The heat from being outside for so long made me really want something cold, and I knew I’d seen free slurpees at the Nerdist Conival, so I headed back there and walked around a little more. Some of the other displays and sales that were there included Amy Poehler’s Smart Girls, Espionage Cosmetics, TeeFury (which was out of supplies by the time I got there), and a laser tag activity which looked like fun but it was way too hot out for. After picking up some free gelato outside from the Republic of Gamers, I scoped out the rest of the Petco Park events which included the Hello Kitty cupcake food truck, local radio stations, a giant inflatable Snoopy’s doghouse, a freefall ride to promote Scream Queens and other such things. I decided to head home after saying goodbye to the other agents and finally getting to meet Agent Earl in person!

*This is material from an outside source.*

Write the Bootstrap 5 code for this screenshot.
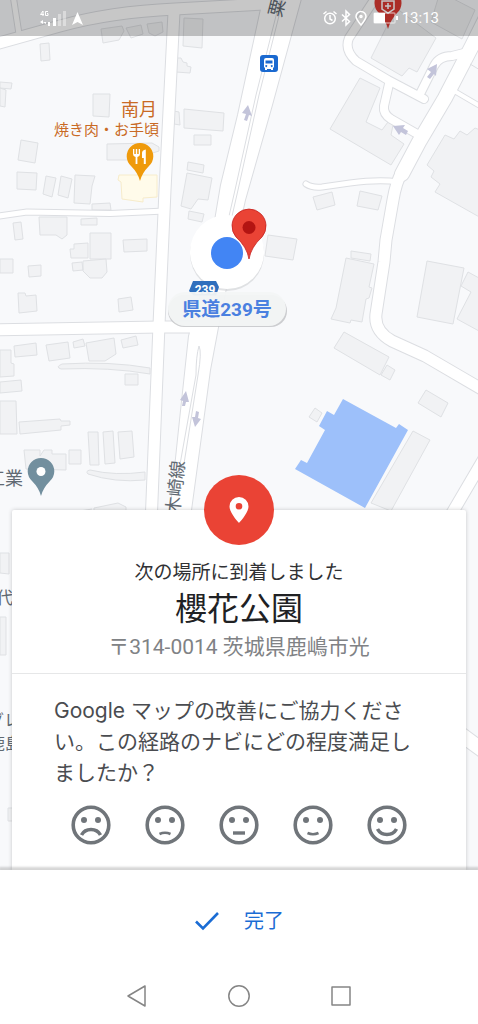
<!DOCTYPE html>
<html lang="ja">
<head>
<meta charset="utf-8">
<meta name="viewport" content="width=device-width, initial-scale=1">
<title>到着 - 櫻花公園</title>
<link href="https://cdn.jsdelivr.net/npm/bootstrap@5.3.0/dist/css/bootstrap.min.css" rel="stylesheet">
<style>
  body { font-family: Roboto, "Noto Sans CJK JP", sans-serif; background: #fff; color: #202124; }
  .map-view { background: #f8f9fb; }
  .map-canvas { z-index: 0; }
  .status-bar { height: 36px; background: rgba(0, 0, 0, .22); color: #fff; padding-left: 39px; padding-right: 39px; z-index: 1; }
  .clock { font-size: 15px; line-height: 20px; }

  .arrival { margin: 0 12px; border: 0; border-radius: 2px 2px 0 0; box-shadow: 0 0 4px rgba(0, 0, 0, .2); z-index: 1; }
  .arrival-head { padding: 51px 16px 12px; border-bottom: 1px solid #e6e7e8; }
  .arrival-pin { width: 70px; height: 70px; background: #ea4335; color: #fff; }
  .notice { font-size: 19px; line-height: 24px; color: #303134; }
  .place { font-size: 32px; line-height: 48px; font-weight: 400; }
  .address { font-size: 21px; line-height: 28px; color: #808285; }
  .survey { padding: 21px 42px 25px; }
  .question { font-family: Inter, "Noto Sans CJK JP", sans-serif; font-size: 21px; line-height: 31px; color: #4a4c50; margin-bottom: 17px; }
  .rating { margin: 0 17px; }
  .face { width: 40px; height: 40px; color: #70757a; }
  .face svg, .done svg, .nav-key svg { display: block; }
  .ring { fill: none; stroke: currentColor; stroke-width: 3.6; }
  .mouth { fill: none; stroke: currentColor; stroke-width: 2.6; }
  .mouth-big { fill: none; stroke: currentColor; stroke-width: 3.6; }

  .bottom-bar { background: #fff; box-shadow: 0 -2px 2px 1px rgba(0, 0, 0, .16); padding-bottom: 4px; z-index: 2; }
  .done { height: 102px; color: #1a6cd4; font-size: 20px; gap: 24px; }
  .done:hover { color: #1a6cd4; }
  .nav-keys { height: 48px; padding: 0 87px; }
  .nav-key { width: 100px; height: 48px; color: #858585; }

  .casing { color: #dcdee2; --edge: 2px; }
  .surface { color: #fff; --edge: 0px; }
  .w4, .w5, .w8, .w12, .w14 { fill: none; stroke: currentColor; stroke-linecap: round; stroke-linejoin: round; }
  .w4 { stroke-width: calc(4px + var(--edge)); }
  .w5 { stroke-width: calc(5px + var(--edge)); }
  .w8 { stroke-width: calc(8px + var(--edge)); }
  .w12 { stroke-width: calc(11px + var(--edge)); }
  .w14 { stroke-width: calc(14px + var(--edge)); }
  .wide { fill: currentColor; stroke: currentColor; stroke-width: var(--edge); }
  .bldg { fill: #f1f2f4; stroke: #dfe1e4; stroke-width: 1; }
  .shop { fill: #fffbea; stroke: #f7eccb; }
  .flow { fill: #c3c4da; }
  .poi { font-family: Roboto, "Noto Sans CJK JP", sans-serif; fill: #616a73; }
  .poi-food { fill: #c96a25; }
  .shield-no { fill: #fff; font-weight: 700; font-size: 12px; }
  .road-tag { fill: #4a80e0; font-weight: 700; font-size: 19px; }
</style>
</head>
<body>
<div class="d-flex flex-column min-vh-100">
  <main class="map-view flex-grow-1 position-relative d-flex flex-column overflow-hidden">

    <svg class="map-canvas position-absolute top-0 start-0 w-100 h-100" viewBox="0 0 478 870" preserveAspectRatio="xMidYMin slice" role="img" aria-label="地図">
      <defs>
        <g id="roads">
          <path class="w12" d="M-8 45 L60 26 Q110 12 175 9 L265 4"/>
          <path class="w5" d="M13 -5 L19 34"/>
          <path class="w12" d="M174 12 L165 190 L159 325 L151 525"/>
          <path class="w5" d="M-8 217 L27 212 L110 213.500 L165 211"/>
          <path class="w12" d="M-8 330 L160 327 L200 327"/>
          <path class="wide" d="M264 -5 L238 115 L221 185 L205 280 L189 336 L180 420 L169 525 L189 525 L210 370 L219 322 L236 240 L245 200 L272 105 L302 -5Z"/>
          <path class="w8" d="M378 -6 L349 38 Q344 50 356 61 L388 80 L424 99"/>
          <path class="w14" d="M486 18 L472 46 L445 98 L419 142 L402 174"/>
          <path class="w12" d="M402 172 Q396 182 393 200 L386 240 L384 262 L376 314 Q374 331 392 341 L425 356 L485 391"/>
          <path class="w5" d="M306 184 Q312 188 322 187 L350 183 Q380 179 398 182"/>
          <path class="w8" d="M420 94 L434 66 Q439 56 452 56 L468 52"/>
          <path class="w8" d="M389 84 L384 106 Q383 114 391 119 L419 135"/>
          <path class="w4" d="M456 92 L485 109"/>
          <path class="w12" d="M448 520 L485 457"/>
          <path class="w14" d="M455 730 L485 752"/>
        </g>
      </defs>
      <rect width="478" height="870" fill="#f8f9fb"/>

      <g class="bldg">
        <path d="M101 29 L122 26 L124 31 L119 40 L103 43Z M126 28 L141 25 L143 34 L131 38Z M147 24 L162 22 L163 32 L155 36 L149 33Z M184 18 L203 19 L202 48 L183 46Z M40 44 L49 43 L50 60 L41 61Z"/>
        <path d="M176 58 L181 58 L183 62 L187 63 L187 66 L191 67 L190 73 L176 72Z M0 82 L12 83 L11 89 L0 88Z M0 88 L6 90 L5 107 L0 106Z M93 94 L110 94 L109 117 L93 116Z"/>
        <path d="M174 111 L179 112 L180 125 L174 124Z M184 109 L224 113 L223 131 L184 128Z M194 135 L211 135 L211 145 L194 145Z M107 144 L152 143 L159 147 L159 151 L130 160 L107 160Z"/>
        <path d="M21 140 L38 143 L35 163 L18 160Z M17 172 L37 173 L36 190 L17 189Z M46 176 L56 178 L52 197 L43 194Z M61 176 L72 179 L68 198 L58 195Z M75 175 L95 176 L92 186 L90 204 L74 203Z"/>
        <path d="M188 162 L204 165 L203 173 L187 170Z M187 173 L212 178 L208 200 L198 199 L191 209 L181 206Z M189 211 L204 214 L202 222 L188 219Z M92 204 L110 203 L111 210 L92 210Z"/>
        <path d="M39 217 L67 217 L67 235 L62 239 L56 235 L40 235Z M13 223 L21 222 L23 239 L15 240Z M81 219 L97 218 L97 225 L81 225Z M90 233 L111 233 L111 259 L90 259Z M74 244 L88 243 L88 258 L71 258 L70 249 L74 249Z"/>
        <path d="M72 263 L82 262 L83 270 L73 271Z M83 261 L106 259 L107 272 L102 278 L90 278 L83 271Z M123 240 L147 239 L147 251 L124 252Z M0 259 L13 259 L13 273 L0 273Z M28 266 L41 265 L41 276 L29 277Z"/>
        <path d="M18 293 L25 293 L26 296 L36 295 L37 311 L19 313Z M118 299 L131 297 L133 310 L119 312Z M14 346 L36 343 L37 355 L15 357Z M46 345 L68 342 L70 358 L49 361Z M73 342 L83 339 L85 346 L74 348Z M86 343 L114 338 L116 354 L105 361 L89 361Z M121 340 L136 336 L138 345 L123 348Z"/>
        <path d="M0 350 L11 350 L11 363 L14 364 L14 376 L0 377Z M0 382 L21 380 L22 391 L0 393Z M0 401 L16 401 L17 434 L0 434Z M19 422 L60 419 L61 421 L70 421 L70 425 L61 426 L61 430 L20 434Z"/>
        <path d="M125 374 L138 374 L138 385 L125 385Z M88 432 L98 432 L99 465 L90 465Z M103 432 L113 431 L115 463 L105 464Z M118 432 L132 431 L134 457 L120 459Z M69 450 L81 450 L81 464 L69 464Z M24 450 L40 450 L40 456 L44 450 L52 450 L52 454 L66 454 L66 470 L26 469Z M80 511 L92 509 M94 508 L118 503 L126 507 L126 520 L94 520Z"/>
        <path d="M0 553 L9 553 L9 574 L0 573Z M0 617 L6 617 L6 655 L0 655Z M8 808 L14 808 L14 821 L8 821Z"/>
        <path d="M396 8 L436 38 L417 72 L409 68 L402 76 L371 58Z M440 -8 L475 10 L462 39 L431 22Z M360 78 L380 88 L366 122 L382 130 L388 122 L393 125 L391 135 L404 144 L391 165 L330 129Z"/>
        <path d="M445 135 L454 139 L460 131 L467 135 L475 128 L490 134 L490 223 L435 192 L440 184 L431 177 L434 171 L427 165Z M313 197 L332 192 L335 205 L317 210Z M360 191 L382 196 L378 210 L357 206Z M268 235 L297 239 L293 260 L265 256Z"/>
        <path d="M351 251 L371 254 L370 261 L351 258Z M346 258 L374 264 L369 287 L372 288 L369 298 L366 299 L362 322 L351 320 L350 323 L331 319 L336 308Z M427 261 L464 268 L453 324 L417 317Z M468 272 L490 284 L490 337 L457 319 L471 292 L461 286Z"/>
        <path d="M344 332 L389 357 L380 375 L334 348Z M387 365 L395 370 L390 380 L381 375Z M426 390 L448 403 L441 417 L418 403Z M413 431 L430 440 L391 511 L371 503Z M315 408 L322 413 L317 422 L309 417Z"/>
        <path d="M62 364 Q110 361 150 368 L150 374 Q110 367 61 369 Q55 367 62 364Z M90 470 Q115 476 145 472 L145 480 Q115 483 88 474 Q85 471 90 470Z"/>
      </g>
      <path class="bldg shop" d="M119 175 L157 175 L157 197 L143 198 L143 202 L122 199 L121 182 L118 180Z"/>
      <path fill="#9dc0fa" d="M343 399 L396 428 L399 424 L408 430 L365 508 L295 469 L301 460 L307 463 L325 430 L319 426 L327 411 L334 415Z"/>

      <use href="#roads" class="casing"/>
      <use href="#roads" class="surface"/>
      <g fill="none" stroke="#dcdee2">
        <path d="M283 0 L259 95 L238 190 L222 260 M280 0 L256 95 L235 190 L219 260"/>
        <path d="M199 346 Q202 352 198 375 L183 470 M199 346 Q196 356 196 375 L179 470"/>
        <path d="M470 64 L485 73"/>
      </g>
      <g class="flow">
        <path d="M248 105 L252 116 L249 115 L247 121 L244 120 L246 114 L242 113Z"/>
        <path d="M437 64 L436 76 L434 74 L430 79 L427 77 L431 72 L427 69Z M393 126 L405 125 L403 128 L408 131 L406 135 L401 132 L399 135Z"/>
        <path d="M186 391 L189 402 L186 402 L185 406 L182 406 L183 401 L180 400Z M195 427 L192 417 L195 417 L196 411 L199 412 L198 418 L201 419Z"/>
      </g>

      <!-- bus stop -->
      <rect x="260" y="55" width="18" height="17" rx="3" fill="#1a69d0"/>
      <path fill="#fff" fill-rule="evenodd" d="M266 58h6q2 0 2 2v7l-1 1v2h-2v-1h-4v1h-2v-2l-1-1v-7q0-2 2-2Zm-.5 2.500v3h7v-3Zm.7 4.500a1 1 0 1 0 .1 0Zm5.500 0a1 1 0 1 0 .1 0Z"/>

      <!-- hospital pin under the status bar -->
      <path fill="#db3a33" d="M388 29 Q386 21 379 13 A13.500 13.500 0 1 1 397 13 Q390 21 388 29Z"/>
      <path fill="none" stroke="#fff" stroke-width="1.500" d="M382 1h12v8l-6 4-6-4ZM388 3v6M385 6h6"/>

      <!-- restaurant -->
      <g class="poi poi-food" text-anchor="end">
        <text class="poi-food" x="157" y="116" font-size="18">南月</text>
        <text class="poi-food" x="159" y="135" font-size="15">焼き肉・お手頃</text>
      </g>
      <path fill="#ef9a0b" d="M140 181 Q138 173 131 166 A13.300 13.300 0 1 1 149 166 Q142 173 140 181Z"/>
      <path fill="#fff" d="M133 149h1.300v5h1.500v-5h1.400v5h1.500v-5h1.300v5q0 2.500-2.600 3v7h-1.800v-7q-2.600-.5-2.600-3Z"/>
      <path fill="#fff" d="M142 158v-5q0-3 3.800-3.500v14.500h-2v-6Z"/>

      <!-- other labels -->
      <text class="poi" x="23" y="485" font-size="18" text-anchor="end">工業</text>
      <path fill="#728f9e" d="M41 496 Q39 488 32 481 A13.300 13.300 0 1 1 50 481 Q43 488 41 496Z"/>
      <circle cx="41" cy="471.500" r="4.500" fill="#fff"/>
      <text class="poi" x="13" y="604" font-size="17" text-anchor="end">代</text>
      <text class="poi" x="20" y="726" font-size="16" text-anchor="end">グレ</text>
      <text class="poi" x="21" y="749" font-size="16" text-anchor="end">鹿島</text>
      <text class="poi" font-size="18" transform="translate(281 18) rotate(-76)">粟生</text>
      <text class="poi" font-size="18" transform="translate(179 515) rotate(-84)">木崎線</text>

      <!-- route shield, current position and destination -->
      <circle cx="227" cy="254" r="37" fill="#cfd1d4" opacity=".6"/>
      <circle cx="227" cy="252" r="37" fill="#fff"/>
      <path fill="#2f6fbd" d="M193 281h23l3 6-3 9h-22l-5-5Z"/>
      <text class="poi shield-no" x="205" y="294" text-anchor="middle">239</text>
      <circle cx="227" cy="253" r="16" fill="#4285f4"/>
      <path fill="#ea4335" stroke="#c5221f" stroke-width=".8" d="M249 259 Q247 247 236 237 A17 17 0 1 1 262 237 Q251 247 249 259Z"/>
      <circle cx="249" cy="227.500" r="6.500" fill="#b31412"/>
      <rect x="168" y="295" width="119" height="32" rx="16" fill="#b9bbbd" opacity=".7"/>
      <rect x="168" y="292" width="118" height="34" rx="17" fill="#f3f5f5" opacity=".95"/>
      <text class="poi road-tag" x="227" y="316" text-anchor="middle">県道239号</text>
    </svg>

    <header class="status-bar d-flex align-items-center justify-content-between position-relative">
      <svg width="46" height="18" viewBox="0 0 46 18" fill="#fff" role="img" aria-label="4G">
        <path fill="none" stroke="#fff" d="M4 7V2L1.500 5.500H5M9 2.500H6.500v4H9V4.500H8"/>
        <path d="M1 13l3-2v4ZM7 15l-3-2h3ZM9 13h2v4H9ZM14 9h3v8h-3Z"/>
        <path opacity=".4" d="M19 5h3v12h-3ZM24 2h3v15h-3Z"/>
        <path d="M38.500 3L44 16l-5.500-3L33 16Z"/>
      </svg>
      <div class="d-flex align-items-center gap-1">
        <svg width="76" height="18" viewBox="0 0 76 18" fill="none" stroke="#fff" stroke-width="1.500" role="img" aria-label="アラーム、Bluetooth、位置情報、電池">
          <circle cx="8" cy="9.500" r="5.300"/><path d="M8 6v4l2.500 1.500M1.500 5L4.500 2.500M14.500 5L11.500 2.500"/>
          <path d="M20 5.500l7.500 7-3.500 3.500V2l3.500 3.500-7.500 7" />
          <path d="M39 16Q34 10 34 7.500a5 5 0 0 1 10 0Q44 10 39 16Z"/><circle cx="39" cy="7.500" r="1"/>
          <rect x="52" y="4" width="21" height="10" rx="1" stroke-opacity=".5"/><path fill="#fff" stroke="none" d="M52 4h11v10H52ZM74 7h2v4h-2Z"/>
        </svg>
        <span class="clock">13:13</span>
      </div>
    </header>

    <section class="card arrival mt-auto">
      <div class="arrival-pin rounded-circle position-absolute top-0 start-50 translate-middle d-flex align-items-center justify-content-center">
        <svg width="22" height="28" viewBox="0 0 22 28" fill="currentColor" fill-rule="evenodd" aria-hidden="true">
          <path d="M11 1a9.500 9.500 0 0 0-9.500 9.500C1.500 17 11 27 11 27s9.500-10 9.500-16.500A9.500 9.500 0 0 0 11 1Zm0 6a3.300 3.300 0 1 1 0 6.600A3.300 3.300 0 0 1 11 7Z"/>
        </svg>
      </div>
      <div class="arrival-head text-center">
        <p class="notice mb-0">次の場所に到着しました</p>
        <h1 class="place mb-0">櫻花公園</h1>
        <p class="address mb-0">〒314-0014 茨城県鹿嶋市光</p>
      </div>
      <div class="survey">
        <p class="question">Google マップの改善にご協力ください。この経路のナビにどの程度満足しましたか？</p>
        <div class="rating d-flex justify-content-between" role="group" aria-label="満足度">
          <button type="button" class="face btn p-0 border-0" aria-label="とても不満"><svg width="40" height="40" viewBox="0 0 40 40"><circle class="ring" cx="20" cy="20" r="17.800"/><g fill="currentColor"><circle cx="13" cy="15" r="3"/><circle cx="27" cy="15" r="3"/></g><path class="mouth-big" d="M10.500 30Q13.500 24.500 20 24.500T29.500 30"/></svg></button>
          <button type="button" class="face btn p-0 border-0" aria-label="不満"><svg width="40" height="40" viewBox="0 0 40 40"><circle class="ring" cx="20" cy="20" r="17.800"/><g fill="currentColor"><circle cx="13" cy="15" r="3"/><circle cx="27" cy="15" r="3"/></g><path class="mouth" d="M14.500 29Q20 26.500 25.500 29"/></svg></button>
          <button type="button" class="face btn p-0 border-0" aria-label="普通"><svg width="40" height="40" viewBox="0 0 40 40"><circle class="ring" cx="20" cy="20" r="17.800"/><g fill="currentColor"><circle cx="13" cy="15" r="3"/><circle cx="27" cy="15" r="3"/><path d="M14 26.300h12v3.400H14Z"/></g></svg></button>
          <button type="button" class="face btn p-0 border-0" aria-label="満足"><svg width="40" height="40" viewBox="0 0 40 40"><circle class="ring" cx="20" cy="20" r="17.800"/><g fill="currentColor"><circle cx="13" cy="15" r="3"/><circle cx="27" cy="15" r="3"/></g><path class="mouth" d="M14.500 28Q20 30.500 25.500 28"/></svg></button>
          <button type="button" class="face btn p-0 border-0" aria-label="とても満足"><svg width="40" height="40" viewBox="0 0 40 40"><circle class="ring" cx="20" cy="20" r="17.800"/><g fill="currentColor"><circle cx="13" cy="15" r="3"/><circle cx="27" cy="15" r="3"/></g><path class="mouth-big" d="M10.500 24Q13.500 29.500 20 29.500T29.500 24"/></svg></button>
        </div>
      </div>
    </section>
  </main>

  <footer class="bottom-bar position-relative">
    <button type="button" class="done btn w-100 border-0 rounded-0 d-flex align-items-center justify-content-center">
      <svg width="26" height="20" viewBox="0 0 26 20" fill="none" stroke="currentColor" stroke-width="2.600" aria-hidden="true"><path d="M2 10.500L9 17.500L24 2"/></svg>
      <span>完了</span>
    </button>
    <nav class="nav-keys d-flex align-items-center justify-content-between" aria-label="システム">
      <button type="button" class="nav-key btn p-0 border-0 d-flex align-items-center justify-content-center" aria-label="戻る"><svg width="22" height="24" viewBox="0 0 22 24" fill="none" stroke="currentColor" stroke-width="1.500" stroke-linejoin="round"><path d="M19 2v20L2 12Z"/></svg></button>
      <button type="button" class="nav-key btn p-0 border-0 d-flex align-items-center justify-content-center" aria-label="ホーム"><svg width="24" height="24" viewBox="0 0 24 24" fill="none" stroke="currentColor" stroke-width="1.500"><circle cx="12" cy="12" r="10.200"/></svg></button>
      <button type="button" class="nav-key btn p-0 border-0 d-flex align-items-center justify-content-center" aria-label="履歴"><svg width="24" height="24" viewBox="0 0 24 24" fill="none" stroke="currentColor" stroke-width="1.500" stroke-linejoin="round"><rect x="3" y="3" width="18" height="18"/></svg></button>
    </nav>
  </footer>
</div>
<script src="https://cdn.jsdelivr.net/npm/bootstrap@5.3.0/dist/js/bootstrap.bundle.min.js"></script>
</body>
</html>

All in all it was a pretty fun day outside the con! If I could do things differently, I probably would have planned a little bit better and made my day less spontaneous just due to different times for events opening, not knowing in advance what required a badge versus what did not, and also there were some cool panels at Nerdist Conival that I would have attended had I known about them in advance. There were some other activities that seemed fun but I was either ill-prepared for or they weren’t open, including the Assassin’s Creed Experience, the Her Universe fashion show, the Playstation gaming tent, and the Disney events going on outside the con (one of which Agent Andrew covered.)
I don’t intend to head back to SDCC or the outside-con this year, but I thoroughly enjoyed my experience and have learned a thing or two about what to expect at cons! You’ll be the first to hear all about what I’ve learned and any future con plans right here at the Agents of GUARD blog.